June 29, 2000

JIM MORET, CO-HOST: Hi everyone. I'm Jim Moret in the heart of CNN Center in
Atlanta. Laurin Sydney is in New York.
"People" magazine's most eligible bachelor, George Clooney, and
rapper-turned actor Mark Wahlberg were welcomed by a wave of fans and media at
the New England premiere of "The Perfect Storm." Residents of
Gloucester, Massachusetts, showed support of the film...

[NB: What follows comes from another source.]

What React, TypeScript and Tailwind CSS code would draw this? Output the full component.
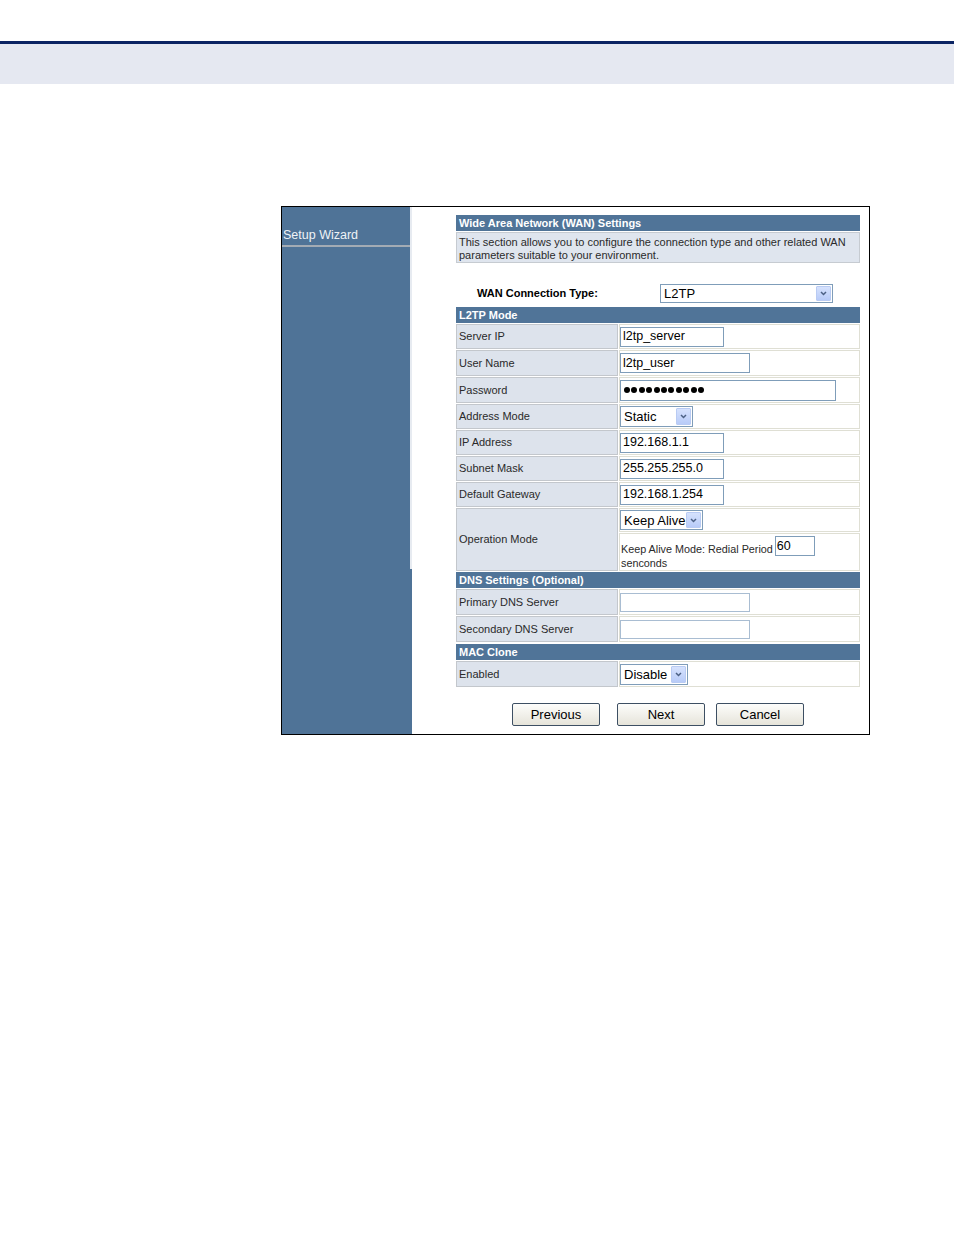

LAURIN SYDNEY, CO-HOST: "The Perfect Storm," based on the novel by
Sebastian Junger, makes its way to theaters on Friday. The cast and film crew of
"The Perfect Storm" had to endure their own waves while making the
movie, waves of nausea.
Mark Scheerer spoke to the cast on the docks in Massachusetts and has this
story.
(BEGIN VIDEOTAPE)
(BEGIN VIDEO CLIP, "THE PERFECT STORM")
GEORGE CLOONEY, ACTOR: No antenna, no radio, we're back in the 19th century.
(END VIDEO CLIP)
MARK SCHEERER, CNN CORRESPONDENT (voice-over): George Clooney and Mark Wahlberg
go down to the sea in ships in the film version of the best-seller "The
Perfect Storm." This is actual coast guard footage from the historic
Nor'easter that raged off New England around Halloween in 1991. And this is how
director Wolfgang Peterson and an armada of special effects people recreated it.
The challenges were emotional as well as physical.
(BEGIN VIDEO CLIP, "THE PERFECT STORM")
CLOONEY: Alright then, Gloucester, we're coming home!
(END VIDEO CLIP)
SCHEERER: Some of the shooting took place in Gloucester, Massachusetts, which
lost several townspeople to the storm.
CLOONEY: These people are real, and it's not -- it would be like doing the
"Titanic" eight years after the Titanic was down. You know, this real,
modern history that these people -- these kids are, you know, 16 years old,
children of these guys. They're not like they're 50 and remembering long ago. So
there is a great responsibility.
MARK WAHLBERG, ACTOR: I couldn't really worry about, you know, how this story
was going to be told, or you know, how close to the book it was going to be. All
I could do was really try to do them some justice, and try to make them proud.
And I feel like I have done that.
(BEGIN VIDEO CLIP, "THE PERFECT STORM")
WAHLBERG: Hold on skip.
(END VIDEO CLIP)
SCHEERER: The action sequences were shot over several months in a huge
soundstage tank on the Warner Bros. lot.
CLOONEY: Wolfgang pulled us in and says, "it's going to get very rough out
here." And then he just laughed.
JOHN C. REILLY, ACTOR: My fingers were pruning for about four months. They just
never unpruned.
WAHLBERG: I haven't seen an action movie kick ass like this in forever, you
know. It's really set a new standard.
(BEGIN VIDEO CLIP, "THE PERFECT STORM")
DIANE LANE, ACTRESS: My guy's out there risking his life for a bunch of stupid
fish.
(END VIDEO CLIP)
SCHEERER: Diane Lane, playing the girlfriend of a fisherman, got to stay as dry
as a land-lover.
LANE: I know. And I'm having guilt. I feel like I didn't suffer enough or
something. My tear ducts suffered a lot.
SCHEERER: Mary Elizabeth Mastrantonio plays a sword boat captain with better
luck than Clooney's captain.
(BEGIN VIDEO CLIP, "THE PERFECT STORM")
MARY ELIZABETH MASTRANTONIO, ACTRESS: These storms have collided.
(END VIDEO CLIP)
MASTRANTONIO: She's looking at it from a different angle. So she's keeping the
audience kind of abreast of what might happen.
SCHEERER: If it wasn't the emotion, it was the motion of the ocean that got
to the filmmakers. George Clooney interrupted our interview with the
director for a seasickness simulation using only bottled water as a special
effect.
Mark Scheerer, CNN Entertainment News, Gloucester, Massachusetts.